The below graph is a more concrete example.

It contains the entirety of the machine_events csv file in the 2011 cluster data trace. The graph itself is pretty self explanatory, it's a frequncy chart (I did not use the built in histogram function in matplotlib, I instead built my own script), and can allow me to see if there was a spike in submitted jobs in a certain time interval. I still have trouble processing a list in its entirety. The machine_events and machine_attributes traces are easy enough, as they only contain a couple thousand entries. However, I'm still trying to figure out how to tackle the million of entires in the job_events trace. I have tried running a simple script on the complete file, and it was coming up blank for over an hour, so I decided to cancel it. There are 500 parts to this trace, so the only way I can think of right now is analyzing samples of the data, not in its entirety.

Week 7

After some consultations with a professor, I have decided to analyze this data using R language and RStudio. I have never worked with R before, so I had to catch up pretty quickly. Howver, I learned that RStudio is much better at opening up millions of entires than just doing it in python scripts. A file of 10,000,000 entries took just a couple of minutes. So far I have analyzed the part of the Google Cluster Data, specifically, Job_Events and Machine_Attributes. I have come up with some analyses, as shown in example below:

I will be analyzing much more in the future, and I have a couple more ready.
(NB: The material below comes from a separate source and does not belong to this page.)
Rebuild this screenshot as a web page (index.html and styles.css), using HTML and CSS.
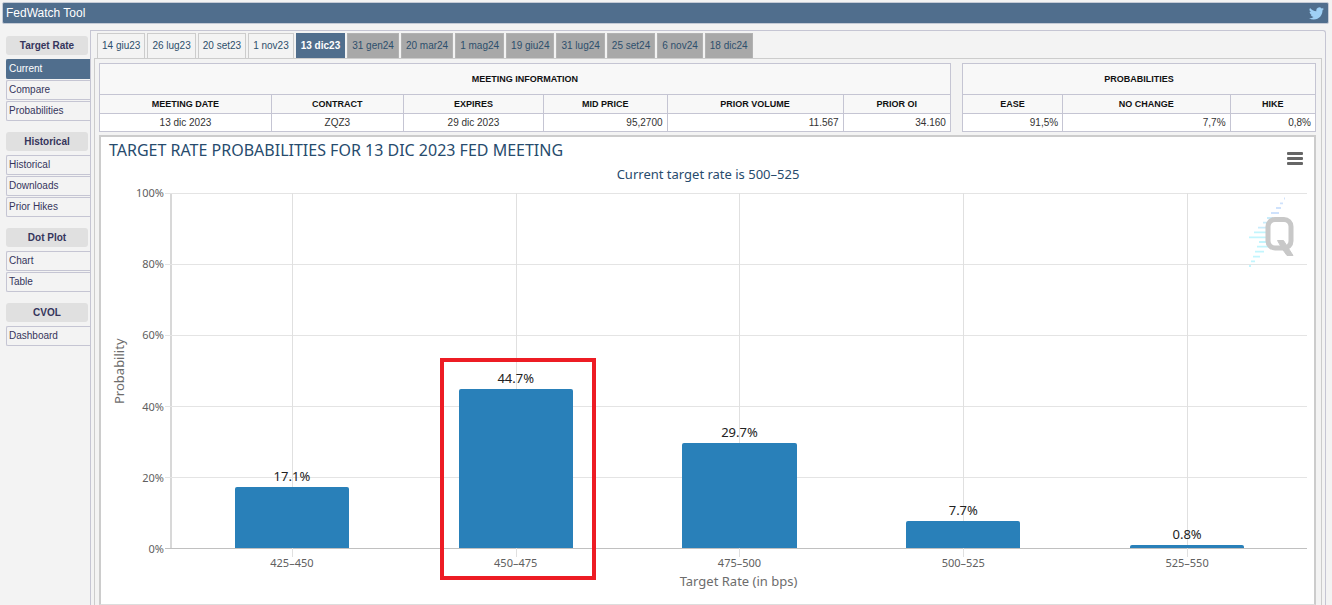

I do have one problem that I cannot seem to solve, and it's specific to RStudio. If I reduce the machine_attributes data to just the relevant data, I have the Values column and the Deleted column. The values range anywhere from 1 to 1800, and there are also some hashed strings in there. The Deleted column is a boolean indicating whether a value was deleted. I wanted to reduce the data to just the ones with a value deleted=1. However, when I do that using the following command:
deletedFrame <- df[df$deleted!=0, ]
the corresponding values do not copy over. Here's a before and after:

I will keep working on the other data and for now have submitted a question to stack overflow.